Joystiq recently exchanged emails with the Arayas about their game and what to expect from the upcoming console version:

This might seem like a silly question, considering the game's title, but, what exactly is the goal in Climb to the Top of the Castle?

The goal in the game is obviously to climb to the top of the castle and die a lot!

The game is simplistic by design, so what's its defining attribute?

As far as what makes the game stand out, besides the visuals, there just aren't many classic 2D-style games out there, it's kind of like with Shadow Complex: the game innovates with old ideas.

Name some inspirations for the game's design.

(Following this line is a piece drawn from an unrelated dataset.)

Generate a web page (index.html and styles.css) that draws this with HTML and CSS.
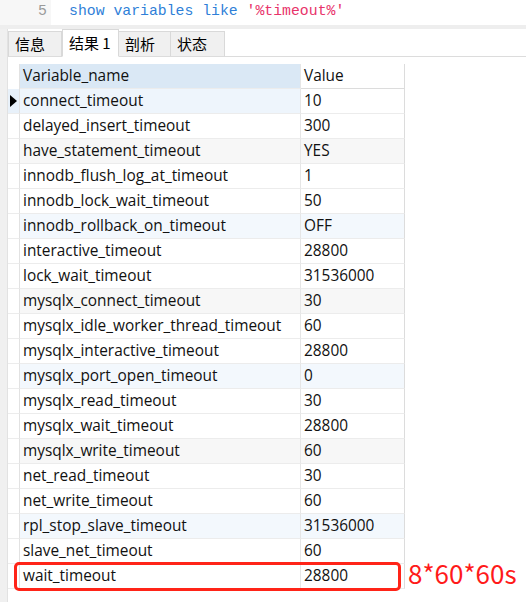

There where a lot of inspirations for Climb to the Top of the Castle. I guess the main reason was the desire to make an old-school-style platformer with a persistent goal to reach. A few games that influenced the idea were Super Mario Bros, Zelda, Braid, and Prince of Persia: Sands of Time.

As far as people we admire in the industry, you have to start with Shigeru Miramoto, also Peter Molyneux, Hideo Kojima, among others. And in indie games, Jonathan Blow is inspiring. As a whole, we think the indie game industry is pretty exciting right now.

Which brother was initially responsible for starting your work as game developers? What are each of your roles?

Tim
: I come up with all the ideas. In making this game, I came up with the concept, game design, and I designed all the levels. Basically, I tell Orion what to do.

Orion: I deal with all things technical. I really enjoy making all the art in the game, but I also do everything else: I did all the programming, graphics, sound, animation -- basically I get bossed around by Tim. We built the game with Game Maker, and other tools we used were Photoshop, Audacity, Blender, Pencil, Paper ... Some of the sounds we recorded ourselves, the rest we got from freesound.org.

What console platforms are you targeting? What changes might we see in the console version?

I think the best platform for the game would be the PS3 (thanks for nothing, 360 D-Pad!). Maybe even the PSP. One of the changes we would like to make is to respawn you when you die.

[Editor's Note: The specific release platforms have yet to be officially determined.]

What key challenges do indie developers face today? What kind of advice can you offer them?

I think it's a pretty good time to be an indie developer right now. It's important to be very creative, but not necessarily with a really crazy concept. I think something like Assassin's Creed is just as creative as something like Katamari, just in a different way.